The seeds of my misdemeanour were planted when I got hold of a box of coloured matches. Wandering around in my shorts and sandals one early evening, getting bored of lighting them and watching them fizzle out, I came to a piece of wasteland that doubled up as an overnight lorry park for truckers waiting to unload at the docks. There were about eight lorries there, with no drivers around.
With no particular purpose in mind, I walked around the lorries and clambered over a couple of them. I have no idea what made me suddenly remember the matches, or why I did what I did next, but at the time it made all the sense in the world for me to unscrew one of the truck’s fuel cap and throw a lit match down into the tank.
Disappointingly, nothing happened, so I repeated the experiment a couple more times before having a brainwave. Why not light one of the matches, put it back into the box and drop the whole thing into the fuel cap?
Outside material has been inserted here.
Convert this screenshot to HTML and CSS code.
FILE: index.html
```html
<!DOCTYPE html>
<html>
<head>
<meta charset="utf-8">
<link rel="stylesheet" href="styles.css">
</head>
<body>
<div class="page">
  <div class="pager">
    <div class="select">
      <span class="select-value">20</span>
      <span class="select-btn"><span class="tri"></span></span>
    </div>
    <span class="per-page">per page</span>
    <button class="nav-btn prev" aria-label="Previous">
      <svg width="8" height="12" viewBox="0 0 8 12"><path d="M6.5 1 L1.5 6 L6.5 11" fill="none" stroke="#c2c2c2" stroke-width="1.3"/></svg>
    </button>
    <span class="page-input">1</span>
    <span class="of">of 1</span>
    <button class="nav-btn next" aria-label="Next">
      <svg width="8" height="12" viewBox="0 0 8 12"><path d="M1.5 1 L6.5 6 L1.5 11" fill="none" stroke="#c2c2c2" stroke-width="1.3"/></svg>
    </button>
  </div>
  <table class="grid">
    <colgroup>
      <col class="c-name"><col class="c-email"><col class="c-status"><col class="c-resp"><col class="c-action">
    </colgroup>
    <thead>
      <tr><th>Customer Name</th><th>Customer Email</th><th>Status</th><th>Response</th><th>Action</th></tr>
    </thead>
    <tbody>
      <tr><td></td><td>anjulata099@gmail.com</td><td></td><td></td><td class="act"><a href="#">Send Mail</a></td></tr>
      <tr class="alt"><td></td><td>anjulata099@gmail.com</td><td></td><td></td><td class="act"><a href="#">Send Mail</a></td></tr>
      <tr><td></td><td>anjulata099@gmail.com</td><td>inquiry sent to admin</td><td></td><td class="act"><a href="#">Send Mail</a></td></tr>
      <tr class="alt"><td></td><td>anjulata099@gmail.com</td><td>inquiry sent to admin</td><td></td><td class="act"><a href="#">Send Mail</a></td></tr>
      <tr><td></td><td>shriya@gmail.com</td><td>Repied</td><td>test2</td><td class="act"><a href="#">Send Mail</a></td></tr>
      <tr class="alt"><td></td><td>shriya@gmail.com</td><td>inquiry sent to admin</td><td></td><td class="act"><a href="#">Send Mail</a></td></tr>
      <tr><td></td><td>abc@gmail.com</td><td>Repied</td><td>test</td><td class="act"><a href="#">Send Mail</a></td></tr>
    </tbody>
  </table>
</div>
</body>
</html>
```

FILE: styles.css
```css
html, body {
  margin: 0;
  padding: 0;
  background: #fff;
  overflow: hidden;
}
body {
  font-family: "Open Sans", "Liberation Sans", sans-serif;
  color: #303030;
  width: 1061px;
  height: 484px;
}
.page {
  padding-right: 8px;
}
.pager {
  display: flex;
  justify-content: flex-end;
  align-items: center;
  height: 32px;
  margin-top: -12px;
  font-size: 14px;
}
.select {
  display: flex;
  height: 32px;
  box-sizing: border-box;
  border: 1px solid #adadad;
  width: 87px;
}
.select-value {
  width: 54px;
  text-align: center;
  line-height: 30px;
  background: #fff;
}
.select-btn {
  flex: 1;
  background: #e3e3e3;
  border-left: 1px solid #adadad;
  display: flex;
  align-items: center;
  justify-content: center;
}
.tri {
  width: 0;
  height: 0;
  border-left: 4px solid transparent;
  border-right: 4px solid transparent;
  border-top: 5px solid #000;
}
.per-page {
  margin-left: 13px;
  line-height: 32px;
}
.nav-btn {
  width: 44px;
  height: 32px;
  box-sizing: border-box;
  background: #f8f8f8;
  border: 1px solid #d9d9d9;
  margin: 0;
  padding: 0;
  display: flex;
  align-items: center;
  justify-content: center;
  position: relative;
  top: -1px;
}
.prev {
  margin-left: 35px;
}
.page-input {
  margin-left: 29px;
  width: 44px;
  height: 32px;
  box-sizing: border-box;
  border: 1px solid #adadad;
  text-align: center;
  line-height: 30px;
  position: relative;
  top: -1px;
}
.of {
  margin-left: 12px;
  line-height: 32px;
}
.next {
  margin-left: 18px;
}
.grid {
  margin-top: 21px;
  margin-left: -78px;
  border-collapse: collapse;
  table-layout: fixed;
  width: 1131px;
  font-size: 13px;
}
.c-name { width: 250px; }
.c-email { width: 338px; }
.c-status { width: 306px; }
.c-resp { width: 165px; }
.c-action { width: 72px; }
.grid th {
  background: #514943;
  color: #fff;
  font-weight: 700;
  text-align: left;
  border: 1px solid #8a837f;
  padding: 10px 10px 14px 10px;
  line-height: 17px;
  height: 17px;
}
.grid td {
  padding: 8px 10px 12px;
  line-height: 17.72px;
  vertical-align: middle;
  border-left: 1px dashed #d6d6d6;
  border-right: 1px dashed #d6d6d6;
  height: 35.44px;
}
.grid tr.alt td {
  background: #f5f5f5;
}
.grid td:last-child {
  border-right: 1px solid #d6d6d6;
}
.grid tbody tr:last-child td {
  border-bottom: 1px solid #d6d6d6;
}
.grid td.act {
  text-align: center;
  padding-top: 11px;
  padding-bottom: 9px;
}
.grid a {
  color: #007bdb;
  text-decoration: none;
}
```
Half the box would be aflame by then – how could it possibly fail?
I expected a pretty flame to shoot out of the fuel pipe and then gently subside but my fiendish plan worked beyond my
wildest
dreams – or nightmares. As the matchbox hit the petrol tank, a twenty-foot flame shot out of the pipe – whoosh! The tarpaulin caught fire, and suddenly I was gawping at a towering inferno on wheels.
I turned tail and ran for my life, probably quite literally. Bang! The lorry exploded in a way I had only ever seen in Hollywood movies and the fireball consumed the lorry next to it … and the one next to that. As I raced the quarter-mile home, the noises of explosion after explosion followed me, and clouds of black smoke filled the night sky. ‘Are you all right?’ asked Mum, as I tumbled, panting, through the doorway. ‘Yeah,’ I lied. ‘We were just having a race.’
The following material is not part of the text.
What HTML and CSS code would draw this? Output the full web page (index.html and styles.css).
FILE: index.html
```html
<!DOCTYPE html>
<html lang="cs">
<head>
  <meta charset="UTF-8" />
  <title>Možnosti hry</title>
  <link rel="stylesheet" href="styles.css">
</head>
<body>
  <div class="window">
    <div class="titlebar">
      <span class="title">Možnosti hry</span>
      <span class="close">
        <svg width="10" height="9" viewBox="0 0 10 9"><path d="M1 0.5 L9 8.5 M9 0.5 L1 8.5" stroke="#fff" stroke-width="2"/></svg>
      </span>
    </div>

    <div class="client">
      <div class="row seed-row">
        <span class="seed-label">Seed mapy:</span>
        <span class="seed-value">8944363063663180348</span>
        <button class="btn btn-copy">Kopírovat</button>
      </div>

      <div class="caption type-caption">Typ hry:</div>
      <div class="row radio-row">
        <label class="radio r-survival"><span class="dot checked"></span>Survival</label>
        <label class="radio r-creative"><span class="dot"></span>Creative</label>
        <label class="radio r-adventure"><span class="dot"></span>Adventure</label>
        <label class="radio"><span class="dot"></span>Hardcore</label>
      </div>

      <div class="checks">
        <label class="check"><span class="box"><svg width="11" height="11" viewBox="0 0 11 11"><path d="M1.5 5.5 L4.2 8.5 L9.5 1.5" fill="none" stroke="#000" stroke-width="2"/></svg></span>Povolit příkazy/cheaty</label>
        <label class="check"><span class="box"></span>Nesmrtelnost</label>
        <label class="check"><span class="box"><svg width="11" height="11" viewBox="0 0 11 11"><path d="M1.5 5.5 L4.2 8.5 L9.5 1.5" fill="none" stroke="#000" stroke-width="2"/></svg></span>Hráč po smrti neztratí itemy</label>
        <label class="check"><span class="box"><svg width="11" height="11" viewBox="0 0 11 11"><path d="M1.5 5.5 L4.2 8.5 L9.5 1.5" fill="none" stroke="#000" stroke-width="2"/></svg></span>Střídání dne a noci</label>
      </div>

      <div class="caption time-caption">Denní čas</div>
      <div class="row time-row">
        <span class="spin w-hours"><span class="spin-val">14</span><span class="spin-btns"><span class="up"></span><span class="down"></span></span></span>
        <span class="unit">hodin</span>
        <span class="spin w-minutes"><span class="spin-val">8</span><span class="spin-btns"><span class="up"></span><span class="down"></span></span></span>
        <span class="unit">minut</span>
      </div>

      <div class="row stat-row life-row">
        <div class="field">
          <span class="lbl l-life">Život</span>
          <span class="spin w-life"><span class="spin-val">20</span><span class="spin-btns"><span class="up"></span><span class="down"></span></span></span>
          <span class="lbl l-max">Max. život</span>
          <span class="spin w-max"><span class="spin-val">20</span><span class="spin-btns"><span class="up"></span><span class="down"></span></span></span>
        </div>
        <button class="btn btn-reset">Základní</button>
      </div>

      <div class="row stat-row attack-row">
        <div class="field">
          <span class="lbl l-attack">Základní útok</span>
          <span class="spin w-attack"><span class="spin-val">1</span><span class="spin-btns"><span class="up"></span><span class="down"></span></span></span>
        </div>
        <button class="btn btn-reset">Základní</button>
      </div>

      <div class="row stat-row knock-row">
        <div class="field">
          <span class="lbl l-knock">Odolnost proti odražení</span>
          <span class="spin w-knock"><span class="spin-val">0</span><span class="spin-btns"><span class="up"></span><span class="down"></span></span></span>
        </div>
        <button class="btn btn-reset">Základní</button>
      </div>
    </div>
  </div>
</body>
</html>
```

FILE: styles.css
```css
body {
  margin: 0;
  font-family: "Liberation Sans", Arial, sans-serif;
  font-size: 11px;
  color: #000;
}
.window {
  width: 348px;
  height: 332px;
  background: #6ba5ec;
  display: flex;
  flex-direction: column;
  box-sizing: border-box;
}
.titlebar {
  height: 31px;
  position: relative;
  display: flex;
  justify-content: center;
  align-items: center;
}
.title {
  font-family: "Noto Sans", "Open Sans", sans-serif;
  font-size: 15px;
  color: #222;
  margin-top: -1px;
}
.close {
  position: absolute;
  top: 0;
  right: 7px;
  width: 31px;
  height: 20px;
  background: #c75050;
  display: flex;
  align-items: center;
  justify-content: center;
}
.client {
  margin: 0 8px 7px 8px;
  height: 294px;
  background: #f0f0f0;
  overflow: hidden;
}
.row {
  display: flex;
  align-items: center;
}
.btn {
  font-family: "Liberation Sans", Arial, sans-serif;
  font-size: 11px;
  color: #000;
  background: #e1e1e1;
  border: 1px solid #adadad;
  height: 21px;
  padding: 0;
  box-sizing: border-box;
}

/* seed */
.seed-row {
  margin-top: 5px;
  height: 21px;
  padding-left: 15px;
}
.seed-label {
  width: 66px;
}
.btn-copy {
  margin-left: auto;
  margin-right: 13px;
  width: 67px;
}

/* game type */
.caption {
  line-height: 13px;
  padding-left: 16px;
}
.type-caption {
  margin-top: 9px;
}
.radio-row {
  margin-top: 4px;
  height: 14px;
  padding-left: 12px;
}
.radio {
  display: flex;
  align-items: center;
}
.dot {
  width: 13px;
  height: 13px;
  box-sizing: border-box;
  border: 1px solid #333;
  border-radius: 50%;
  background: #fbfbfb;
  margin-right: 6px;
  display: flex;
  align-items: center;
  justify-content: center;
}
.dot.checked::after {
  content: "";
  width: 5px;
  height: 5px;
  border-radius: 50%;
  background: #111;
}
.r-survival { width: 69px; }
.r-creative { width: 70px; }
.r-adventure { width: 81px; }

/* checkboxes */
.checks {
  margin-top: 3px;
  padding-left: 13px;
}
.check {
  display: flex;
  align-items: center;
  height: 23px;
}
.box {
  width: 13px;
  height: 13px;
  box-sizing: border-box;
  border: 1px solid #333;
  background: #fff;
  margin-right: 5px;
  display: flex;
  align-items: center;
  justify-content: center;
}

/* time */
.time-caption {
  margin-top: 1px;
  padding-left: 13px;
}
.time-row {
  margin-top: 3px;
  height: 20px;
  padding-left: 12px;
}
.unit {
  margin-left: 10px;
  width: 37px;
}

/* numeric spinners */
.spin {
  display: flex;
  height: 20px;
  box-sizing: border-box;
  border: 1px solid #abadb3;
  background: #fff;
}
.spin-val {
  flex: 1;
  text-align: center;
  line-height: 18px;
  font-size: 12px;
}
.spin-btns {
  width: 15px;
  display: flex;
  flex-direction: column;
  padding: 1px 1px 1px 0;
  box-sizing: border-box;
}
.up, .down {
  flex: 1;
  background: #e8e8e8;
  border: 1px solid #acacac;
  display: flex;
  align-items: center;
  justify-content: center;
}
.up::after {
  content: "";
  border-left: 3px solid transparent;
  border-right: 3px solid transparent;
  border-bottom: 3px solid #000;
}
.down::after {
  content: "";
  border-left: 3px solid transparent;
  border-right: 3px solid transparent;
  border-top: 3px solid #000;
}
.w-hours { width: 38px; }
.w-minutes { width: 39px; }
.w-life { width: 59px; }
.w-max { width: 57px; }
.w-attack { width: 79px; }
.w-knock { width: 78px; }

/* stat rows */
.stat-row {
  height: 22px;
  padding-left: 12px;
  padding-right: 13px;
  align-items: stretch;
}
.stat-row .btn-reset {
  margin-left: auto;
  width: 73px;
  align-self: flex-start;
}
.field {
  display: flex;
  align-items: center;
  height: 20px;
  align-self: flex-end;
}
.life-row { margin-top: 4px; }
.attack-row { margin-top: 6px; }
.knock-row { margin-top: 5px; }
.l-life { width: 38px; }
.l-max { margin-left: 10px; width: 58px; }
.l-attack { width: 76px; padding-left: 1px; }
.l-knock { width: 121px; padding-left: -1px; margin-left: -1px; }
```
Jesus Christ, what had I done? For the next week I lived in terror of being exposed as the local schoolboy pyromaniac, but as days passed with no comeback I realised that I was going to get away with it. My heart missed a few beats when that week’s
Stratford Express
led with THE CANNING TOWN ARSON ATTACK but thankfully the police didn’t widen their search to include butter-wouldn’t-melt-in-their-mouths little local boys.
It must have been thirty years before I finally dared to tell my mum the terrible truth. One day when I was visiting her, I asked her, ‘Do you remember that big old lorry fire by Harry the Barber’s when I was a boy?’
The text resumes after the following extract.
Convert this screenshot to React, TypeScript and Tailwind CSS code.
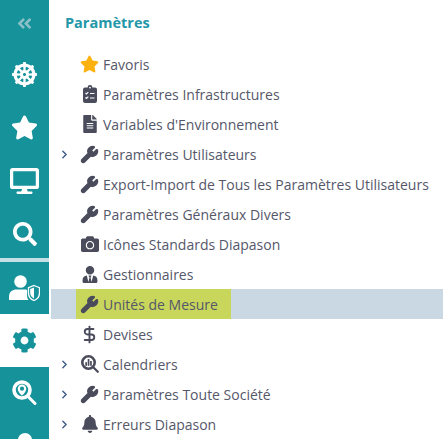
import type { ReactNode } from "react";
import {
  FaAngleDoubleLeft,
  FaBell,
  FaCamera,
  FaCog,
  FaDesktop,
  FaDharmachakra,
  FaFileAlt,
  FaSearch,
  FaStar,
  FaUserTie,
} from "react-icons/fa";
import { ChevronRight, DollarSign, Wrench } from "lucide-react";

// glass with small bars inside, no exact match in the pack
function SearchChart({ className }: { className?: string }) {
  return (
    <svg viewBox="0 0 18 18" className={className} fill="currentColor">
      <circle cx="7.5" cy="7.5" r="6.2" fill="none" stroke="currentColor" strokeWidth="2.6" />
      <rect x="4.3" y="7.2" width="1.7" height="3.6" />
      <rect x="6.7" y="4" width="1.7" height="6.8" />
      <rect x="9.1" y="6" width="1.7" height="4.8" />
      <path d="M12 12l4.8 4.8" stroke="currentColor" strokeWidth="2.2" strokeLinecap="round" />
    </svg>
  );
}

function ClipboardChecks({ className }: { className?: string }) {
  return (
    <svg viewBox="0 0 14 18" className={className} fill="currentColor">
      <path d="M2 2.5h2.6a2.4 2.4 0 0 1 4.8 0H12a2 2 0 0 1 2 2V16a2 2 0 0 1-2 2H2a2 2 0 0 1-2-2V4.500a2 2 0 0 1 2-2z" />
      <circle cx="7" cy="2.600" r="0.9" fill="#fff" />
      <path d="M2.500 8l1 1 1.800-1.800M2.500 12.500l1 1 1.800-1.800M7 8.500h4.500M7 13h4.500" fill="none" stroke="#fff" strokeWidth="1.100" />
    </svg>
  );
}

function LocationGlass({ className }: { className?: string }) {
  return (
    <svg viewBox="0 0 25 26" className={className}>
      <circle cx="10" cy="10" r="8" fill="none" stroke="#fff" strokeWidth="3.600" />
      <path d="M10 4.500a4.300 4.300 0 0 1 4.300 4.300c0 2.600-3 5.700-4.300 6.900-1.300-1.200-4.300-4.300-4.300-6.900A4.300 4.300 0 0 1 10 4.500z" fill="#fff" />
      <path d="M10 6.600a2.100 2.100 0 1 0 0 4.200 2.100 2.100 0 0 0 0-4.200z" fill="#16929b" />
      <path d="M16 16.500l7 7" stroke="#fff" strokeWidth="3" strokeLinecap="round" />
    </svg>
  );
}

function UserWithShield({ className }: { className?: string }) {
  return (
    <svg viewBox="0 0 31 26" className={className} fill="#fff">
      <circle cx="11.500" cy="6.500" r="6.300" />
      <path d="M0 25v-3.500C0 17 3.500 14.500 7.500 14.500h8c1 0 1.800.1 2.600.4V21c0 1.500.5 2.900 1.400 4z" />
      <path
        d="M25 10.500l5.500 2.200V18c0 3.500-2.400 6.300-5.500 7.500-3.100-1.200-5.500-4-5.500-7.500v-5.300z"
        fill="#16929b"
        stroke="#fff"
        strokeWidth="1.300"
      />
      <path d="M25 12.500v11c-2.200-1-3.800-3-3.800-5.500v-3.900z" fill="#fff" />
    </svg>
  );
}

type Row = {
  label: string;
  icon: ReactNode;
  arrow?: boolean;
  selected?: boolean;
};

const wrench = <Wrench className="h-[19px] w-[19px] fill-current" strokeWidth={2} />;

const ROWS: Row[] = [
  { label: "Favoris", icon: <FaStar className="h-[18px] w-[19px] text-[#fdb10f]" /> },
  { label: "Paramètres Infrastructures", icon: <ClipboardChecks className="h-[18px] w-[14px]" /> },
  { label: "Variables d'Environnement", icon: <FaFileAlt className="h-[18px] w-[14px]" /> },
  { label: "Paramètres Utilisateurs", icon: wrench, arrow: true },
  { label: "Export-Import de Tous les Paramètres Utilisateurs", icon: wrench },
  { label: "Paramètres Généraux Divers", icon: wrench },
  { label: "Icônes Standards Diapason", icon: <FaCamera className="h-[18px] w-[18px]" /> },
  { label: "Gestionnaires", icon: <FaUserTie className="h-[17px] w-[16px]" /> },
  { label: "Unités de Mesure", icon: wrench, selected: true },
  { label: "Devises", icon: <DollarSign className="h-[19px] w-[19px]" strokeWidth={2.4} /> },
  { label: "Calendriers", icon: <SearchChart className="h-[18px] w-[18px]" />, arrow: true },
  { label: "Paramètres Toute Société", icon: wrench, arrow: true },
  { label: "Erreurs Diapason", icon: <FaBell className="h-[18px] w-[16px]" />, arrow: true },
];

function RowItem({ row }: { row: Row }) {
  return (
    <div className={`flex h-[30px] shrink-0 items-center ${row.selected ? "bg-[#c9d8e3]" : ""}`}>
      <span className="flex w-[25px] shrink-0 justify-end pr-[5px] text-[#3f5a86]">
        {row.arrow && <ChevronRight className="h-[13px] w-[13px]" strokeWidth={2.6} />}
      </span>
      <span className={`flex h-[30px] items-center pr-[13px] ${row.selected ? "bg-[#c8d65b]" : ""}`}>
        <span className="flex w-[27px] shrink-0 justify-center text-[#4a4c5c]">{row.icon}</span>
        <span className="whitespace-nowrap pt-px text-[14px] text-[#55576a]">{row.label}</span>
      </span>
    </div>
  );
}

export default function App() {
  return (
    <div className="flex h-[439px] w-[443px] overflow-hidden bg-white font-['Open_Sans',sans-serif]">
      <aside className="flex w-[49px] shrink-0 flex-col">
        <div className="flex h-[258px] shrink-0 flex-col items-center bg-[#16929b] text-white">
          <FaAngleDoubleLeft className="mt-[15px] h-[17px] w-[15px] shrink-0 text-[#8cc0c8]" />
          <FaDharmachakra className="mt-[30px] h-[25px] w-[25px] shrink-0" />
          <FaStar className="mt-[28px] h-[25px] w-[27px] shrink-0" />
          <FaDesktop className="mt-[28px] h-[26px] w-[29px] shrink-0" />
          <FaSearch className="mt-[28px] h-[24px] w-[24px] shrink-0" />
        </div>
        <div className="h-[4px] shrink-0 bg-[#c4e0e4]" />
        <div className="flex h-[52px] shrink-0 items-center justify-center bg-[#16929b]">
          <UserWithShield className="h-[26px] w-[31px]" />
        </div>
        <div className="flex h-[53px] shrink-0 items-center justify-center text-[#16929b]">
          <FaCog className="h-[25px] w-[25px]" />
        </div>
        <div className="flex min-h-0 flex-1 flex-col items-center overflow-hidden bg-[#16929b]">
          <LocationGlass className="mt-[13px] h-[26px] w-[25px] shrink-0" />
          <span className="mt-[27px] h-[14px] w-[14px] shrink-0 rounded-full bg-white" />
        </div>
      </aside>
      <main className="min-w-0 flex-1 pl-[2px]">
        <h1 className="flex h-[49px] items-start pl-[14px] pt-[13px] text-[14.5px] font-bold leading-[20px] text-[#2497a8]">
          Paramètres
        </h1>
        <div className="flex flex-col">
          {ROWS.map((row) => (
            <RowItem key={row.label} row={row} />
          ))}
        </div>
      </main>
    </div>
  );
}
‘Yes, it was terrible – imagine someone doing that!’ she replied.
‘Mum,’ I told her, ‘it was me.’
Understandably, she was horrified. ‘Why did you do that, you bad boy?’ she asked.
‘I just wanted to see what happened,’ I admitted.
‘Yes,’ she agreed. ‘Yes, I suppose you did.’
THEY SAY THAT
childhood holidays are one of the best times of your life and you never forget them. I reckon I would agree with that. My parents and I didn’t have many conventional, two-weeks-by-the-seaside, bucket-and-spade type holidays, but we did something that will live in my memory for ever: hop-picking trips to Kent.
In the mid-fifties, hop-picking trips were an institution for the women and children of the East End. They got you out of the Smoke for a few weeks, let you earn a little (very little) bit of money, and were a working holiday for people who couldn’t afford to go away otherwise. My mum and nan loved them, and so did I.
Once when I was five, we had gone on a strawberry-picking holiday in Norfolk. For some reason there was a party of monks on our campsite who took a real shine to me. Weeks later, when we were back in London, two monks turned up on our doorstep and told my mum: ‘We have seen something special in David. Would he like to follow the path that we have taken?’ Mum was puzzled and impressed, but decided against packing me off to a monastery, rather to my relief.